Report how many lines contain "styles", with no other words.
* START Exercise data *
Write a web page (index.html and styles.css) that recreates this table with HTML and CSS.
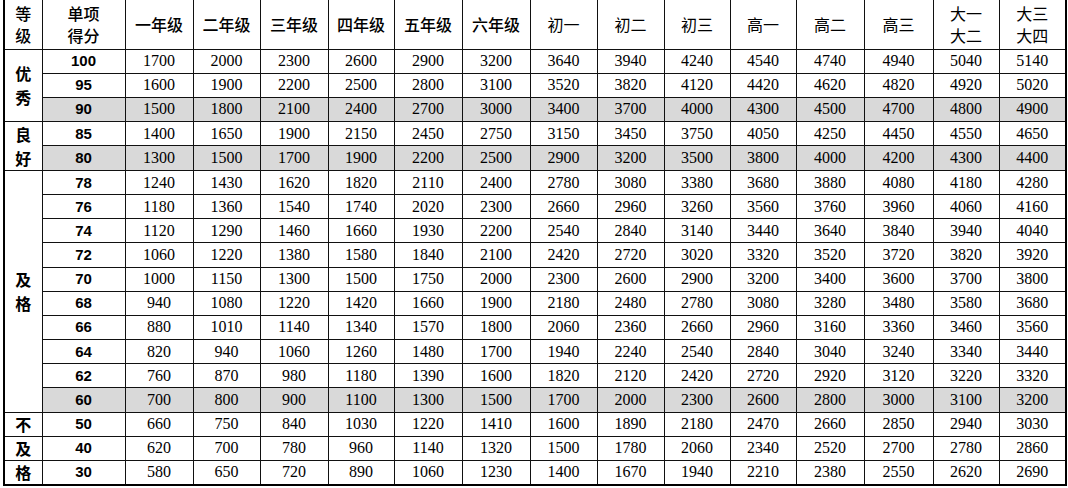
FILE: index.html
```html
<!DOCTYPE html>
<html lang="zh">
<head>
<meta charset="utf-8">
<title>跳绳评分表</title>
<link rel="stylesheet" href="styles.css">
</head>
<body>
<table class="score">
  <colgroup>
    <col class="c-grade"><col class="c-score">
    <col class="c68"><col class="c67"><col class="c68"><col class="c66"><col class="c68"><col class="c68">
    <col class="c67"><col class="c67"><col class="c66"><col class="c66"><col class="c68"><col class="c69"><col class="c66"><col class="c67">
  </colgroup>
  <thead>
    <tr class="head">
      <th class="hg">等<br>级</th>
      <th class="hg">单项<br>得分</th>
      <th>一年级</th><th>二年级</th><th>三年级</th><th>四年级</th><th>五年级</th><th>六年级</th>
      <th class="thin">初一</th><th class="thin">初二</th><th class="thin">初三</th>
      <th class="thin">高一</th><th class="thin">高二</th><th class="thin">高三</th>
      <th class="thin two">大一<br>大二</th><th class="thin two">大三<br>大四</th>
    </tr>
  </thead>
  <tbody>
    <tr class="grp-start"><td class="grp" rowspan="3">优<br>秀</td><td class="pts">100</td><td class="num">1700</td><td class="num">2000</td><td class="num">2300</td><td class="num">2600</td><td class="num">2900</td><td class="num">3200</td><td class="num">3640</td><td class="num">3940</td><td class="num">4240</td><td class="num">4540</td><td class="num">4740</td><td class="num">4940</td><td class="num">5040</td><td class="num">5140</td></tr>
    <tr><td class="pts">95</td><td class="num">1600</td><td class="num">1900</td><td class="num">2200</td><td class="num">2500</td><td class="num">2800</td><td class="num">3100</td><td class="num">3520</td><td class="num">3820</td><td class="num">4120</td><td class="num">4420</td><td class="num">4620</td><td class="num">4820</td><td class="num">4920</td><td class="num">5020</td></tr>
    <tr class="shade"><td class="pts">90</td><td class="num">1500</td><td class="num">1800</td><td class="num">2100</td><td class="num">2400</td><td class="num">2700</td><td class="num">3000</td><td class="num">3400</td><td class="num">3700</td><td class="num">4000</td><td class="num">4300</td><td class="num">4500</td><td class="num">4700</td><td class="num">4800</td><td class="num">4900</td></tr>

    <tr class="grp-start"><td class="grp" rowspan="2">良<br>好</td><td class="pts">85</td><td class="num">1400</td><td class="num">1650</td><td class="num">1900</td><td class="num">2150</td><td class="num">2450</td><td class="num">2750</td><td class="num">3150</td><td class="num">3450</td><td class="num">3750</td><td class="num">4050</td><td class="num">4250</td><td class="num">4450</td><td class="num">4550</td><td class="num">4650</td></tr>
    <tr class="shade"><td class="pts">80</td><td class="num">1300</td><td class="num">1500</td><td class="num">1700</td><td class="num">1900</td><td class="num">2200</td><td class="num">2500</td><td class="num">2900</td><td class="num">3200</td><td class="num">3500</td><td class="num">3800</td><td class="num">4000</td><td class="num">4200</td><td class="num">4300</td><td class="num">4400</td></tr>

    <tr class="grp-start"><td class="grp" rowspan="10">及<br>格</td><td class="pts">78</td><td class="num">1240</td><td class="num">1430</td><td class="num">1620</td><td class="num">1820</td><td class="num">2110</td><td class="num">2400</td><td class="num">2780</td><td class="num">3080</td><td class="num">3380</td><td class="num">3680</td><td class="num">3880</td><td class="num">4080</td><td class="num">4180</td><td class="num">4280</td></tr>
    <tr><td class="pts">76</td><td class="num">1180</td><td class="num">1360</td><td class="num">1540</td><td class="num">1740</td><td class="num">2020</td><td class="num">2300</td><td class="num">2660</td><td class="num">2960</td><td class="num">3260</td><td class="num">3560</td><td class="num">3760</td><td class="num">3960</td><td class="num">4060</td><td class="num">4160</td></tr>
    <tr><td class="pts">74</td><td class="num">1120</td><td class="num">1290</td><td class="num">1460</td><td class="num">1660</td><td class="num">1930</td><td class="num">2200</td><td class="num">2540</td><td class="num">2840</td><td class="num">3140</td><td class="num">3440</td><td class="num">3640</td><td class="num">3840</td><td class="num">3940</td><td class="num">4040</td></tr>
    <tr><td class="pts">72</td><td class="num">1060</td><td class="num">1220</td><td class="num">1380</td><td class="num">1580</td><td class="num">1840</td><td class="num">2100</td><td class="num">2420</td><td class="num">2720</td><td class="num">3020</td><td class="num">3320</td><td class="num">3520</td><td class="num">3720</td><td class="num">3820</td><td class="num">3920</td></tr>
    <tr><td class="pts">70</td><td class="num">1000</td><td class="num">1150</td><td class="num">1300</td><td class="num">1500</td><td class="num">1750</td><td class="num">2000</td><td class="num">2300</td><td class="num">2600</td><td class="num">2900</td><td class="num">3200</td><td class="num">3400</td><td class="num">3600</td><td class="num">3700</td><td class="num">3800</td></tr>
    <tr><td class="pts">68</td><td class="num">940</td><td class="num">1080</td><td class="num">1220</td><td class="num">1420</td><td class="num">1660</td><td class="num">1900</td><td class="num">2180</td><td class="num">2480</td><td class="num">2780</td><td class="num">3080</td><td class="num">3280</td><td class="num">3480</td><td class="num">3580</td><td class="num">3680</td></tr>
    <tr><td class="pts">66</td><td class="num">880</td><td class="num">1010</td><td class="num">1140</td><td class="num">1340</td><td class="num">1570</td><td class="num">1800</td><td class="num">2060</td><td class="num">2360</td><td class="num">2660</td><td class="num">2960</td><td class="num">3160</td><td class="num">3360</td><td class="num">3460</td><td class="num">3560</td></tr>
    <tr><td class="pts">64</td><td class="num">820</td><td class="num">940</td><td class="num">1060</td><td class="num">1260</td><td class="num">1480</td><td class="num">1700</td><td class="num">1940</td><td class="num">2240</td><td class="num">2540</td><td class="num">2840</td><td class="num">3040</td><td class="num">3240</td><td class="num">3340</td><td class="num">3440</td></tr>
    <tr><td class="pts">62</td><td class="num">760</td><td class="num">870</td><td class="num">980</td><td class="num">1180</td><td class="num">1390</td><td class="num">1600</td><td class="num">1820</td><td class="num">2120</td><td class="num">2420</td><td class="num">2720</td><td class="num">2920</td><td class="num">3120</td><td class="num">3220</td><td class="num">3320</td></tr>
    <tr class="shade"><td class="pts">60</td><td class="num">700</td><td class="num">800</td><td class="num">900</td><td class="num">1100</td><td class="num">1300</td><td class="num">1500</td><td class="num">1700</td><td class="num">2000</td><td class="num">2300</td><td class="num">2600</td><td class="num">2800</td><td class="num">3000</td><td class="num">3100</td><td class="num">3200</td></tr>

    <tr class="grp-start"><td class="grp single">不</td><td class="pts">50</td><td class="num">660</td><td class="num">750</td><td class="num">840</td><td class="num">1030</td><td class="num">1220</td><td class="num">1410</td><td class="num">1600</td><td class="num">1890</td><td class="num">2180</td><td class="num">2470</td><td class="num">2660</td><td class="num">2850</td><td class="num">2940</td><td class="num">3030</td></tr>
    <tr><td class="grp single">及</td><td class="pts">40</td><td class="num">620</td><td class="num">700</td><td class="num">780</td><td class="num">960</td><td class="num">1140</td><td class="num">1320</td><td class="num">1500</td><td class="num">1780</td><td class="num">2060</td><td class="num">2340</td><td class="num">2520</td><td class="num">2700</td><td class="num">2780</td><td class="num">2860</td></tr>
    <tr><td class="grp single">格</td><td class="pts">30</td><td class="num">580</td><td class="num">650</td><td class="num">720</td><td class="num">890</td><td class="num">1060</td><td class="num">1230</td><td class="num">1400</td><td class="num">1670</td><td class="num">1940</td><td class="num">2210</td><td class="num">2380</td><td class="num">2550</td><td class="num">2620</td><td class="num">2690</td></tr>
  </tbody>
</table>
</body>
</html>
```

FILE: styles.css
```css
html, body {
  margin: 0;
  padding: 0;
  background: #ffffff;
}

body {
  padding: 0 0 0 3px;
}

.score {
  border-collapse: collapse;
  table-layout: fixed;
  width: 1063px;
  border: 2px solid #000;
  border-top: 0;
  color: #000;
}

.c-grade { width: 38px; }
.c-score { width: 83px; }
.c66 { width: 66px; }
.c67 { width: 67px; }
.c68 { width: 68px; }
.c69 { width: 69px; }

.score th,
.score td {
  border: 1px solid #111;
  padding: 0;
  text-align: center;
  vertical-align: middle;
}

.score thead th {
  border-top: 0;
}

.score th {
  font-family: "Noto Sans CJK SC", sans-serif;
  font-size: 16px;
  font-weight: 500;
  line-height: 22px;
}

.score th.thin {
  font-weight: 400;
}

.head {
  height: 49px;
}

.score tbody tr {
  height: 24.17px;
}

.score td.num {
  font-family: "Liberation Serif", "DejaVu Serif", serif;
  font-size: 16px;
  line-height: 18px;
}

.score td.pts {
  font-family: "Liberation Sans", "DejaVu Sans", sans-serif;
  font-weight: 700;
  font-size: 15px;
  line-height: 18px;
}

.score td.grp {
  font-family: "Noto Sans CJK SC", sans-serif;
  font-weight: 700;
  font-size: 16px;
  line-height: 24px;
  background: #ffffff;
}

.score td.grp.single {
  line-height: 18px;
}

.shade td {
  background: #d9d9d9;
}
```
* END Exercise data *
* START Exercise data *
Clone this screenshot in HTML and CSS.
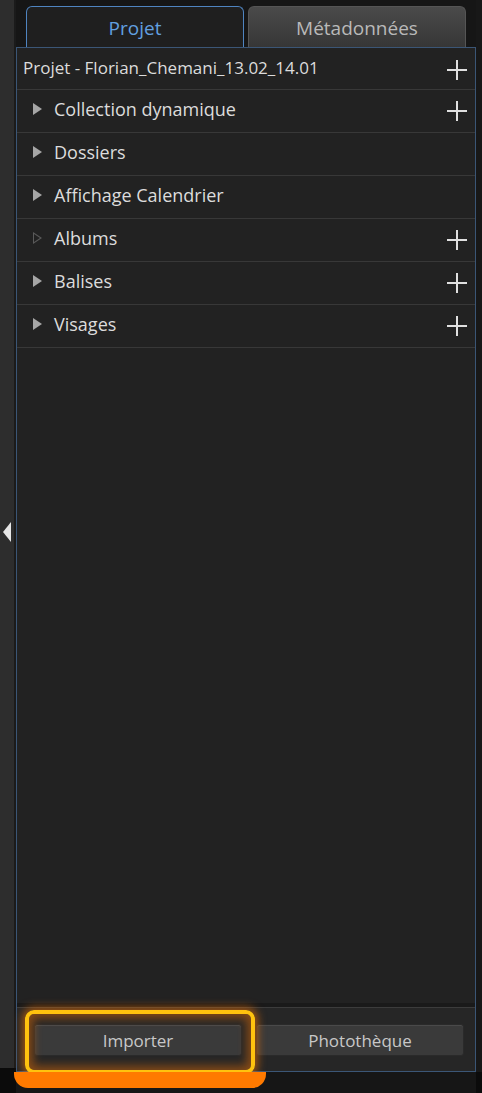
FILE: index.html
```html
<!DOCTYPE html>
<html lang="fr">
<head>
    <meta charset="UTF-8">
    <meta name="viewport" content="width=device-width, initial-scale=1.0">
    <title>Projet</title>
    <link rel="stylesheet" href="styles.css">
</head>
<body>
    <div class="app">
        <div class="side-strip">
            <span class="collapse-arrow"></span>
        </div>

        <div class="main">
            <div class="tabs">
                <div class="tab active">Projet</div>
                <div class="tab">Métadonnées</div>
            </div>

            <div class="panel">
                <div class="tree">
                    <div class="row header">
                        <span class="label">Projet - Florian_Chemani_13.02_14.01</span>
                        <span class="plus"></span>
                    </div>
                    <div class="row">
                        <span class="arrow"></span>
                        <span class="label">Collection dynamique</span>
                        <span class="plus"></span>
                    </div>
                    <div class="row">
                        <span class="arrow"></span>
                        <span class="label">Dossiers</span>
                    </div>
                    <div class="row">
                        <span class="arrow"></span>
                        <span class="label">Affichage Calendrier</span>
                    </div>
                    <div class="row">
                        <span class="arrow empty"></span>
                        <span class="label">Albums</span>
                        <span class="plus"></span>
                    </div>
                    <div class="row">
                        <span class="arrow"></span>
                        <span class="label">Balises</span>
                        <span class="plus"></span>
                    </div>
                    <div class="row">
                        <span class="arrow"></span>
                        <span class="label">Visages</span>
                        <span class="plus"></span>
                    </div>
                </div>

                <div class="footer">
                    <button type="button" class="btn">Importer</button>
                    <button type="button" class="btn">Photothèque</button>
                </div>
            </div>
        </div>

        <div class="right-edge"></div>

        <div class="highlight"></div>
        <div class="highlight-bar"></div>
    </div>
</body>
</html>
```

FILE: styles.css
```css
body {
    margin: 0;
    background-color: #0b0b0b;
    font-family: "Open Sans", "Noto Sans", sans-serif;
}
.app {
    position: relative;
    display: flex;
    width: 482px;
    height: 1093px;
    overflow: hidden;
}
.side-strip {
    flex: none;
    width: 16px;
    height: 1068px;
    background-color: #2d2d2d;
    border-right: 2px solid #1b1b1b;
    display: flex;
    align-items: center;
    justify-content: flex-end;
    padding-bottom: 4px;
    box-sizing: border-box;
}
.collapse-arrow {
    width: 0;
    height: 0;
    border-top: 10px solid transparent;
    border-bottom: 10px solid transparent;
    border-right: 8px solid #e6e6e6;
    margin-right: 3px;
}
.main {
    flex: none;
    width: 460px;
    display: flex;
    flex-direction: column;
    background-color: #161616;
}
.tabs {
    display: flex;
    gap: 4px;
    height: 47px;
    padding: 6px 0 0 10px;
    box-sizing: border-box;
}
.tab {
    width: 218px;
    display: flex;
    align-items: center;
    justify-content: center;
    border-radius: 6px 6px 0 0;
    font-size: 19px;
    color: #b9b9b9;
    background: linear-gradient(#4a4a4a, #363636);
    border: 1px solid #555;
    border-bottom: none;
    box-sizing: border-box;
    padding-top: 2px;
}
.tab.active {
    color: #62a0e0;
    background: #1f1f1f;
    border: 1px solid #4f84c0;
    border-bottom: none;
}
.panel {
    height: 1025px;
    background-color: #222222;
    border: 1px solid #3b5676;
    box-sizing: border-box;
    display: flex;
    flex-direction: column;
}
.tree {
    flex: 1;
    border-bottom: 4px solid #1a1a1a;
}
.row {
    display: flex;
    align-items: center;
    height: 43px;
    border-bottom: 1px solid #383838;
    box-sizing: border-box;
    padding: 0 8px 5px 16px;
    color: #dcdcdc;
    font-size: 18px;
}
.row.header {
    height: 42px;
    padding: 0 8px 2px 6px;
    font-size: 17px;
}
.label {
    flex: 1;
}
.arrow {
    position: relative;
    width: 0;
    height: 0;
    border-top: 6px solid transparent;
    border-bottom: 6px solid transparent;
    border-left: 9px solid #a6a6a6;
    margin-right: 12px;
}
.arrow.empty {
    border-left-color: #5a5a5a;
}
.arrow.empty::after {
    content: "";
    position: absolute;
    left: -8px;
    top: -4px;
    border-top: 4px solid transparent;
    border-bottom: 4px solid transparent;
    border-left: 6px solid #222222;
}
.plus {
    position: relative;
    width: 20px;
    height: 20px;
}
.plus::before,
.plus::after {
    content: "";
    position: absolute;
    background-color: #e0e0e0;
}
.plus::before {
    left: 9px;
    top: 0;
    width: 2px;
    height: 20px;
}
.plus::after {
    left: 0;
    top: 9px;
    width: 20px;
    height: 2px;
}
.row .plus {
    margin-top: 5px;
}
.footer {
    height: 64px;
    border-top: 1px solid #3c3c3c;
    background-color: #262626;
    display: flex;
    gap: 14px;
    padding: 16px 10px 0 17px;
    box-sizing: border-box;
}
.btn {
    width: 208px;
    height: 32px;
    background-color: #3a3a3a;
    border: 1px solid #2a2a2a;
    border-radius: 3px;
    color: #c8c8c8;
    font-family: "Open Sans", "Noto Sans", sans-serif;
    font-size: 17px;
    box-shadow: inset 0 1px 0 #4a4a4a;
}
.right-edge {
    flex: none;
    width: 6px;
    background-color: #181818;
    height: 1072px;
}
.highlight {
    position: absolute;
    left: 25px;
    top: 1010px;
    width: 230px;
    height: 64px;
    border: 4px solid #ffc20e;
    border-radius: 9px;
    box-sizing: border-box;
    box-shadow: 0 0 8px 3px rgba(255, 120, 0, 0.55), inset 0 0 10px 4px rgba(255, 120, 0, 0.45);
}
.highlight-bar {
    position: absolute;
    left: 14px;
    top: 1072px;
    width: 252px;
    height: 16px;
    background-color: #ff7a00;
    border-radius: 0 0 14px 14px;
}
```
* END Exercise data *
▶ _Answer for this exercise_
5